→ Given instruction:
Reproduce exactly the lines below, from the first one through the line containing "to drive has", and omit any pictures.
* start Task inputs *
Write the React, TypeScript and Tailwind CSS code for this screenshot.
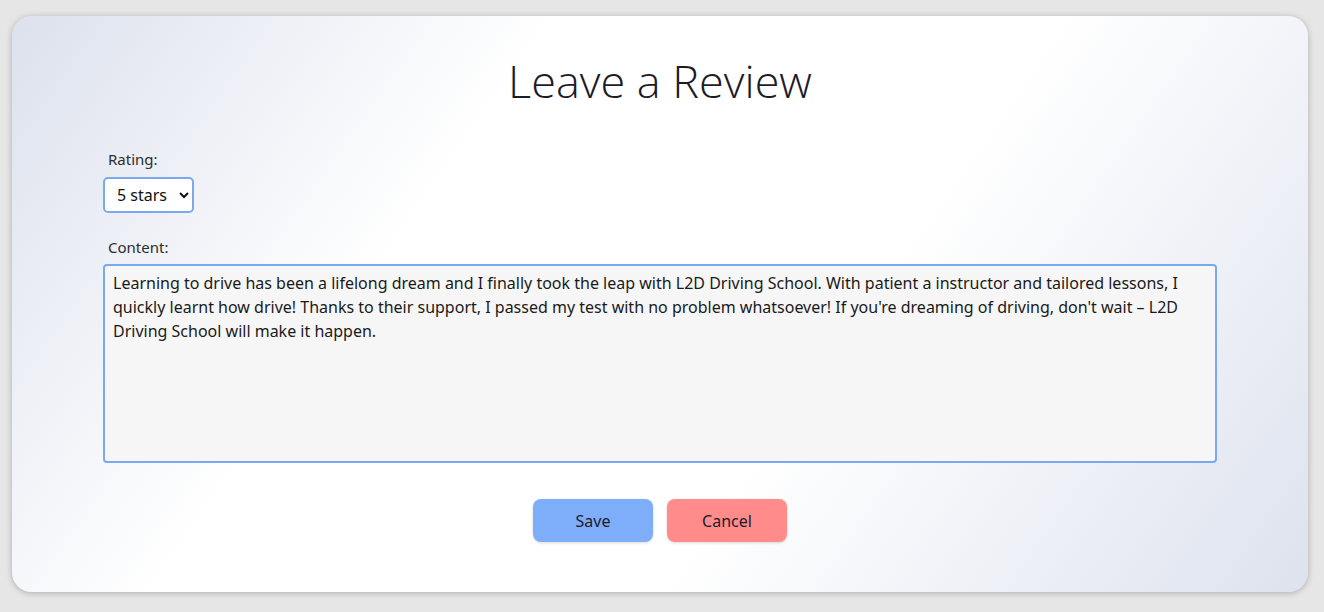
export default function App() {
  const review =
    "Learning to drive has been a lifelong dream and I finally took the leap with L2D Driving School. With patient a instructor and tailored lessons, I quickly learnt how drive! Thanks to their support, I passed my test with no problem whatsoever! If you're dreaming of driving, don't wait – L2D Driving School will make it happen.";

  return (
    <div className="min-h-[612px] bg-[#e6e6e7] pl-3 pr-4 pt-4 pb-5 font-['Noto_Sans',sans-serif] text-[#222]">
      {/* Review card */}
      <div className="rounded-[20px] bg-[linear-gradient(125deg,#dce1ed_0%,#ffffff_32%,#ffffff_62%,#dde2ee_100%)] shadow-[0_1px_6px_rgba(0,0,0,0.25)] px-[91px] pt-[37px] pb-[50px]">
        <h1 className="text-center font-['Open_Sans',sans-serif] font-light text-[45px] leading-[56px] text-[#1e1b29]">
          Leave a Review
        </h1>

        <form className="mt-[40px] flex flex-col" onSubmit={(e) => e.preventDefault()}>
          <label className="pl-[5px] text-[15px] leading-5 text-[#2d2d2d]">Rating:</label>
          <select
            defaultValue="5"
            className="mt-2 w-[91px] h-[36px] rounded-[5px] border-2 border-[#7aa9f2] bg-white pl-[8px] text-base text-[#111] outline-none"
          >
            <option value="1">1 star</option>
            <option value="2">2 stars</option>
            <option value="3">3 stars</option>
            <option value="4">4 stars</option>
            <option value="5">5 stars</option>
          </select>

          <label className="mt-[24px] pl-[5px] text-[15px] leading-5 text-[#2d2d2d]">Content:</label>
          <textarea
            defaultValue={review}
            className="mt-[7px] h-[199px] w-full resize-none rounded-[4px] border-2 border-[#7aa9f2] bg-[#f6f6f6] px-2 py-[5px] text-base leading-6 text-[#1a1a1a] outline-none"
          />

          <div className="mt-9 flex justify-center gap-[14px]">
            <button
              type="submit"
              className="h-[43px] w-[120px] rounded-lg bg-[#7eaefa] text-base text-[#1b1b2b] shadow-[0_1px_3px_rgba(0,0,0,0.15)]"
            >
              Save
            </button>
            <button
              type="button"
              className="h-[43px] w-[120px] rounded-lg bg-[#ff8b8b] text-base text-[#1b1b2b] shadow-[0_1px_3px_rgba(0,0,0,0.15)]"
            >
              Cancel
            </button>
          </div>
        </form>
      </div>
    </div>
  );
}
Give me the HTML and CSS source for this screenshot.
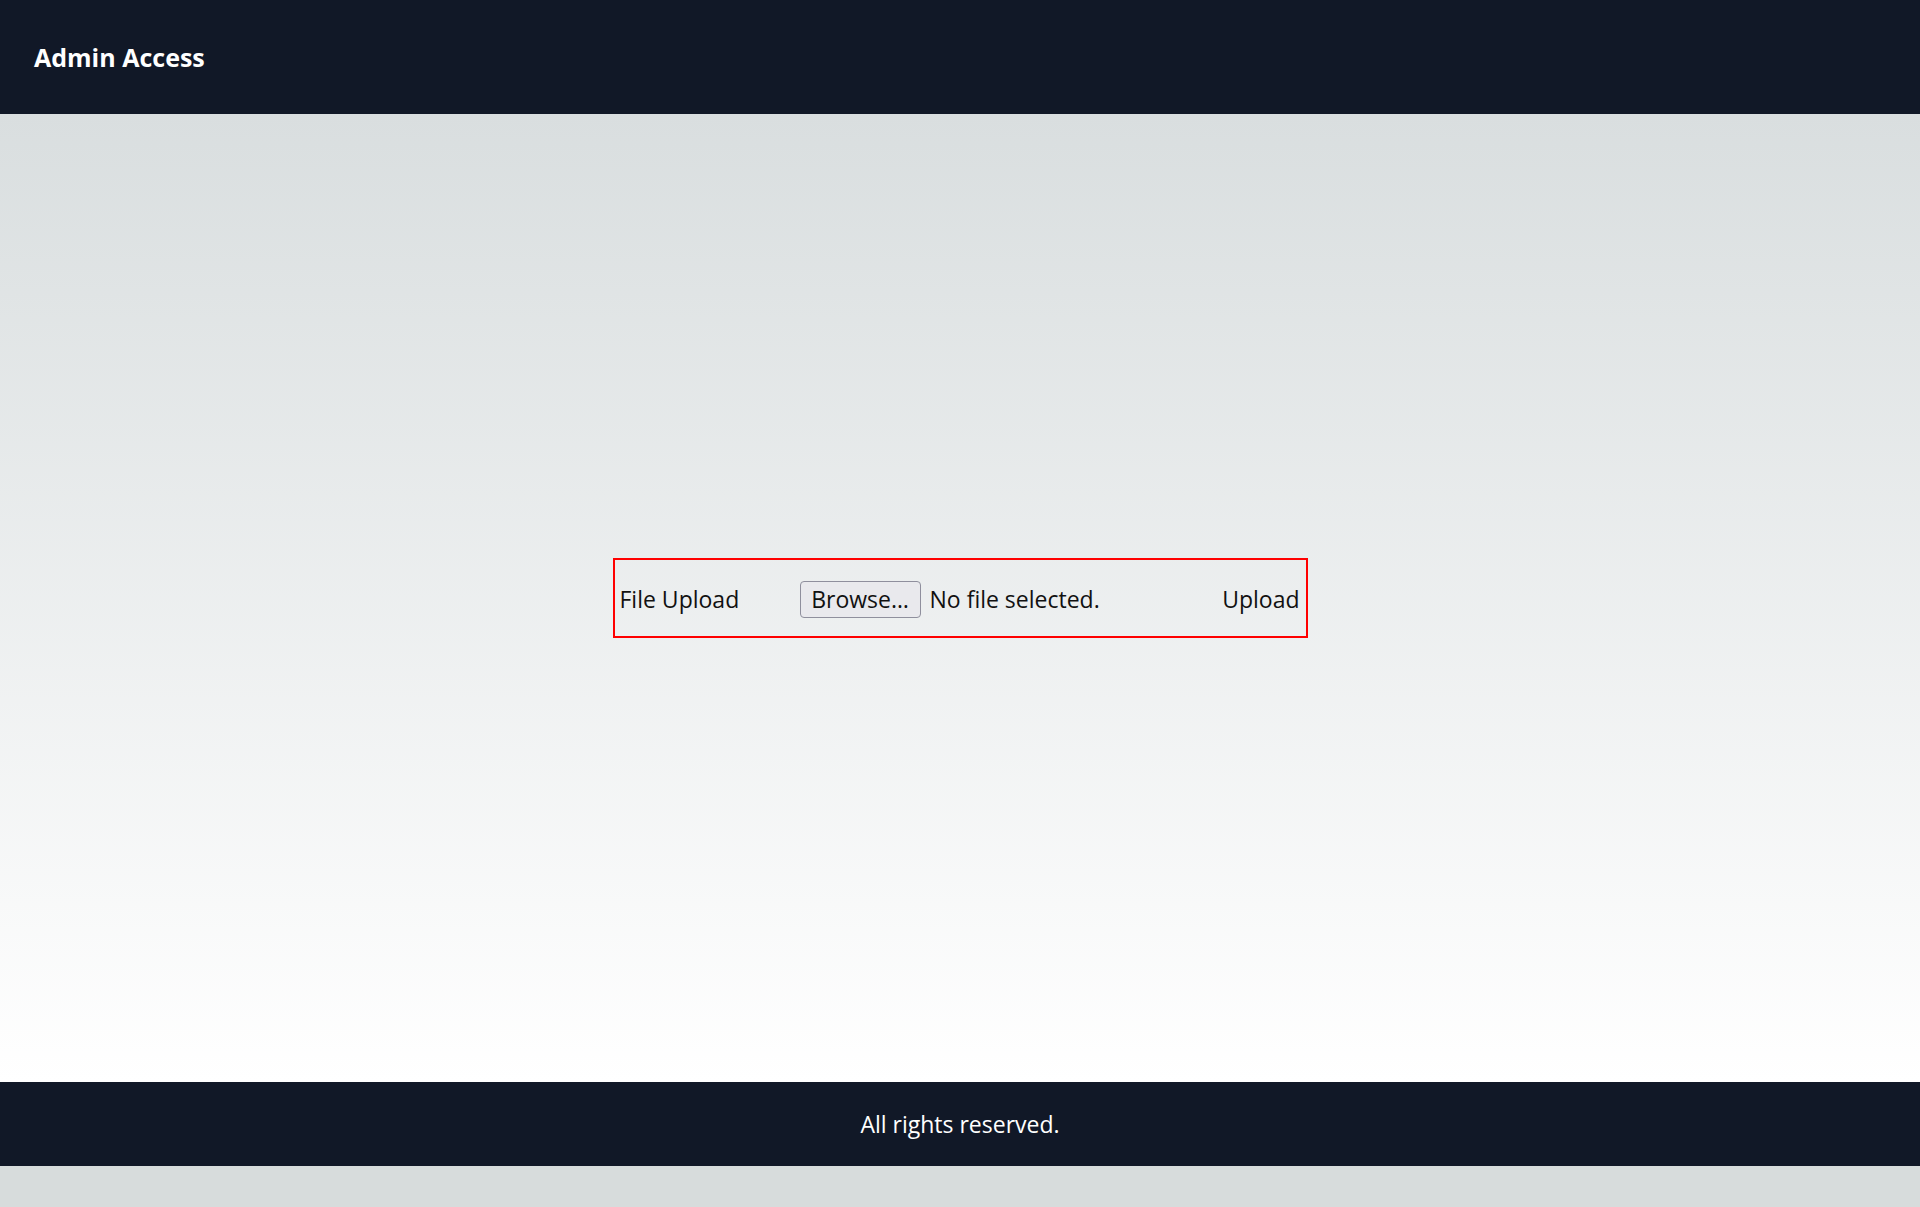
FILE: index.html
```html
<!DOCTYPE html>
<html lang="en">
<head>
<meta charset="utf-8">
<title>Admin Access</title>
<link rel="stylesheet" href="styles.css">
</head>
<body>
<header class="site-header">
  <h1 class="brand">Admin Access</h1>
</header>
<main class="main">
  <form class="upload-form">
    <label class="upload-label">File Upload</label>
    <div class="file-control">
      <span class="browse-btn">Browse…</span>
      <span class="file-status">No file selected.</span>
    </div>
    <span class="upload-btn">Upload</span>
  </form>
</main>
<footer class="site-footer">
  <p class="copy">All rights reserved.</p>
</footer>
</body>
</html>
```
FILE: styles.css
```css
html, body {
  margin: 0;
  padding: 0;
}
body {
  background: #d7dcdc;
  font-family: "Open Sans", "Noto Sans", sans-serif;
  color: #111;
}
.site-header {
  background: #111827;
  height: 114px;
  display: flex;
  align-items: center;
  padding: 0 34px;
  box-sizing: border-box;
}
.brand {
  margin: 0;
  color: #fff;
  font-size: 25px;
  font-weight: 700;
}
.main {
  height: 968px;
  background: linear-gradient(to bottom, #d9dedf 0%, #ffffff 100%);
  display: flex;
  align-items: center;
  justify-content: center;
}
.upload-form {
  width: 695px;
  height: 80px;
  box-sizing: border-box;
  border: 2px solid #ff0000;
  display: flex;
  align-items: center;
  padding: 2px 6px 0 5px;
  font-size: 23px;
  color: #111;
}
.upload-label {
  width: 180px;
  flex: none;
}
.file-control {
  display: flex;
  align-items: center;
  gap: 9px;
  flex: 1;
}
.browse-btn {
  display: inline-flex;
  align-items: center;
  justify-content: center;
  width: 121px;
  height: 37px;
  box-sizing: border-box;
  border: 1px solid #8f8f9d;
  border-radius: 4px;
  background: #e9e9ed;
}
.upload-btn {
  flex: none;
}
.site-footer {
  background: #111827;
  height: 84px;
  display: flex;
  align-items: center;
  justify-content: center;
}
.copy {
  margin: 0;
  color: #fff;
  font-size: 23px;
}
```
* end Task inputs *
→ Expected answer:
Write the React, TypeScript and Tailwind CSS code for this screenshot.
export default function App() {
  const review =
    "Learning to drive has been a lifelong dream and I finally took the leap with L2D Driving School. With patient a instructor and tailored lessons, I quickly learnt how drive! Thanks to their support, I passed my test with no problem whatsoever! If you're dreaming of driving, don't wait – L2D Driving School will make it happen.";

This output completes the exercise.